Une exposition : c'est faire en sorte que, par le regard, on puisse réfléchir à un passé pour mieux l'appréhender et mieux préparer un à venir.

Groupes départementaux de la Mayenne et du Calvados

 

Lorsque nous avions choisi le théâtre de Caen pour y organiser une exposition basée sur « l’art enfantin », nous nous étions fixé plusieurs objectifs : nous adresser au grand public et le toucher par la présentation des activités artistiques des enfants de nos classes, faire sentir, que par l'expression libre tout enfant peut faire autre chose qu'un dessin sur une petite feuille, qu'il est capable d'exprimer et de faire sentir, à travers ses essais, toute sa sensibilité, ses émotions, sa vision originale du monde.

Ce n'est qu'en juin que nous avons pu vraiment commencer nos travaux (les documents n'arrivent pas vite...). Nous voulions, en accompagnant l'exposition de citations extraites de l'Art enfantin et des bouquins du mouvement, faire passer les buts de celui-ci et aussi donner des précisions sur certaines techniques.

Mais le théâtre possède son équipe « expo» avec laquelle nous voulions monter les éléments.

De mercredi en mercredi, nous n'avons pu avoir que des discussions avec les responsables auxquels, finalement, nous avons fourni tous nos documents.

Dans ces conditions quel a été l'impact de notre exposition ?

Jacques SlGNOL

Les citations que vous trouverez dans les pages qui vont suivre ont toutes été tirées d'articles parus dans la revue Art enfantin depuis son premier numéro jusqu'à aujourd'hui.

Nous avons voulu restituer ce qu'aurait dû être l'exposition de Caen si elle avait été réalisée selon le projet de nos camarades du Calvados : une exposition jalonnée d'appels à la réflexion.

   

En relisant les pages de notre revue depuis ses premières hésitations jusqu'aux nôtres actuelles, nous avons pu constater qu'au cours de ses vingt ans d'existence (1959-1979), au travers de son évolution, se posent toujours les mêmes interrogations fondamentales, les mêmes inquiétudes, la même réalité de notre pratique, la même affirmation sur l'essentiel de notre vision du monde.

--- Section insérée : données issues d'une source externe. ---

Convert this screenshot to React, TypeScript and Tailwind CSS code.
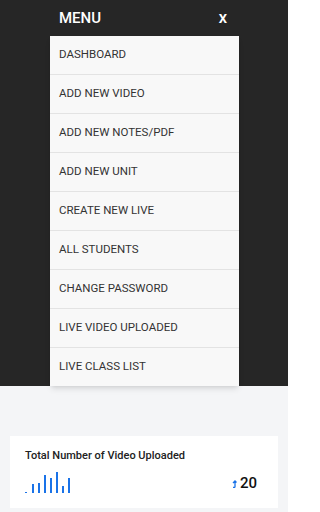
const menuItems = [
  "DASHBOARD",
  "ADD NEW VIDEO",
  "ADD NEW NOTES/PDF",
  "ADD NEW UNIT",
  "CREATE NEW LIVE",
  "ALL STUDENTS",
  "CHANGE PASSWORD",
  "LIVE VIDEO UPLOADED",
  "LIVE CLASS LIST",
];

const bars = [9, 10, 18, 15, 21, 7, 15];

function MiniChart() {
  return (
    <div className="flex h-[21px] items-end">
      <div className="mr-[5px] h-px w-[2px] bg-[#1a73e8]" />
      {bars.map((h, i) => (
        <div
          key={i}
          className="mr-[4px] w-[2px] bg-[#1a73e8]"
          style={{ height: h }}
        />
      ))}
    </div>
  );
}

export default function App() {
  return (
    <div
      className="flex h-[512px] w-[288px] flex-col overflow-hidden bg-[#f4f5f7]"
      style={{ fontFamily: "Roboto, 'Liberation Sans', sans-serif" }}
    >
      <div className="flex h-[386px] flex-col bg-[#262626]">
        <div className="flex h-[36px] shrink-0 items-center justify-between pl-[59px] pr-[61px] text-white">
          <span className="text-[15px] font-medium leading-none">MENU</span>
          <span className="text-[13px] font-bold leading-none">X</span>
        </div>
        <div className="ml-[50px] w-[189px] flex-1 overflow-hidden bg-[#f8f8f8] shadow-md">
          {menuItems.map((item) => (
            <div
              key={item}
              className="flex h-[39px] items-center border-b border-[#e3e3e3] pl-[9px] text-[11.5px] text-[#333333]"
            >
              {item}
            </div>
          ))}
        </div>
      </div>

      <div className="mx-[10px] mt-[50px] h-[72px] bg-white px-[15px] pt-[13px]">
        <p className="text-[11px] font-medium leading-[14px] text-[#222222]">
          Total Number of Video Uploaded
        </p>
        <div className="mt-[9px] flex items-end justify-between">
          <MiniChart />
          <div className="mb-[2px] mr-[6px] flex items-center gap-[3px]">
            <svg width="5" height="8" viewBox="0 0 5 8" fill="none">
              <path d="M3 7.5V1M1 3l2-2 1.5 1.5M3 7.5H1" stroke="#1a73e8" strokeWidth="1.3" />
            </svg>
            <span className="text-[15px] font-medium leading-none text-[#111111]">20</span>
          </div>
        </div>
      </div>
    </div>
  );
}
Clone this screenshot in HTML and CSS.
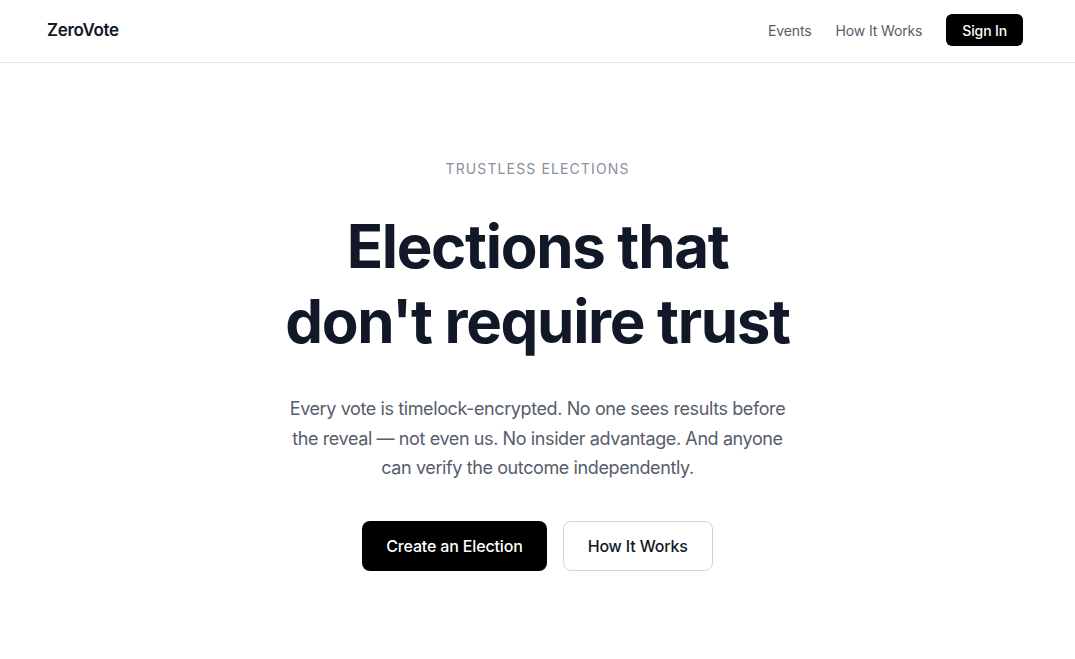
FILE: index.html
```html
<!DOCTYPE html>
<html lang="en">
<head>
    <meta charset="UTF-8">
    <meta name="viewport" content="width=device-width, initial-scale=1.0">
    <title>ZeroVote</title>
    <link rel="stylesheet" href="styles.css">
</head>
<body>
    <header class="site-header">
        <div class="header-inner">
            <a class="logo" href="#">ZeroVote</a>
            <nav class="nav">
                <a href="#">Events</a>
                <a href="#">How It Works</a>
                <a class="btn-signin" href="#">Sign In</a>
            </nav>
        </div>
    </header>

    <main class="hero">
        <div class="eyebrow">Trustless Elections</div>
        <h1 class="headline">Elections that<br>don't require trust</h1>
        <p class="lead">Every vote is timelock-encrypted. No one sees results before the reveal — not even us. No insider advantage. And anyone can verify the outcome independently.</p>
        <div class="actions">
            <a class="btn btn-primary" href="#">Create an Election</a>
            <a class="btn btn-outline" href="#">How It Works</a>
        </div>
    </main>
</body>
</html>
```

FILE: styles.css
```css
:root {
    --text-dark: #111827;
    --text-muted: #565d6b;
    --text-light: #8b909c;
    --border-color: #e5e7eb;
}
* {
    box-sizing: border-box;
}
body {
    margin: 0;
    font-family: Inter, "Noto Sans", sans-serif;
    background: #fff;
    color: var(--text-dark);
}
a {
    text-decoration: none;
    color: inherit;
}
.site-header {
    border-bottom: 1px solid var(--border-color);
}
.header-inner {
    height: 62px;
    display: flex;
    align-items: center;
    justify-content: space-between;
    padding: 0 52px 2px 47px;
}
.logo {
    font-size: 17px;
    font-weight: 600;
    letter-spacing: -0.02em;
    color: var(--text-dark);
}
.nav {
    display: flex;
    align-items: center;
    gap: 24px;
    font-size: 14px;
    letter-spacing: -0.01em;
    color: var(--text-muted);
}
.btn-signin {
    background: #000;
    color: #fff;
    font-weight: 500;
    height: 32px;
    padding: 0 16px;
    border-radius: 6px;
    display: flex;
    align-items: center;
}
.hero {
    display: flex;
    flex-direction: column;
    align-items: center;
    text-align: center;
    padding-top: 96px;
}
.eyebrow {
    font-size: 14px;
    line-height: 20px;
    letter-spacing: 0.08em;
    text-transform: uppercase;
    color: var(--text-light);
}
.headline {
    margin: 30px 0 0;
    font-size: 60px;
    line-height: 75px;
    font-weight: 700;
    letter-spacing: -0.022em;
    color: var(--text-dark);
}
.lead {
    margin: 35px 0 0;
    max-width: 510px;
    font-size: 18px;
    line-height: 29.5px;
    letter-spacing: -0.022em;
    color: var(--text-muted);
}
.actions {
    display: flex;
    gap: 16px;
    margin-top: 38px;
}
.btn {
    height: 50px;
    padding: 0 24px;
    border-radius: 8px;
    font-size: 16px;
    font-weight: 500;
    letter-spacing: -0.01em;
    display: flex;
    align-items: center;
}
.btn-primary {
    background: #000;
    color: #fff;
}
.btn-outline {
    border: 1px solid #d1d5db;
    color: var(--text-dark);
}
```
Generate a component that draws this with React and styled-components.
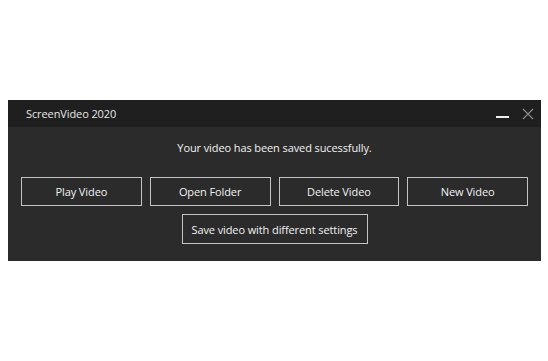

Mais cela pourra-t-il changer jamais ?

Ainsi nous aurons choisi des citations et, par elles-mêmes, nous nous serons exprimés d'autant mieux qu'elles nous auront donné le bénéfice de la force tirée de l'antériorité et de l'autorité reconnue à ceux qui les avaient émises.

Ce n'est donc pas en toute innocence que nous aurons choisi ce moyen pour appeler à la réflexion sur notre présentation.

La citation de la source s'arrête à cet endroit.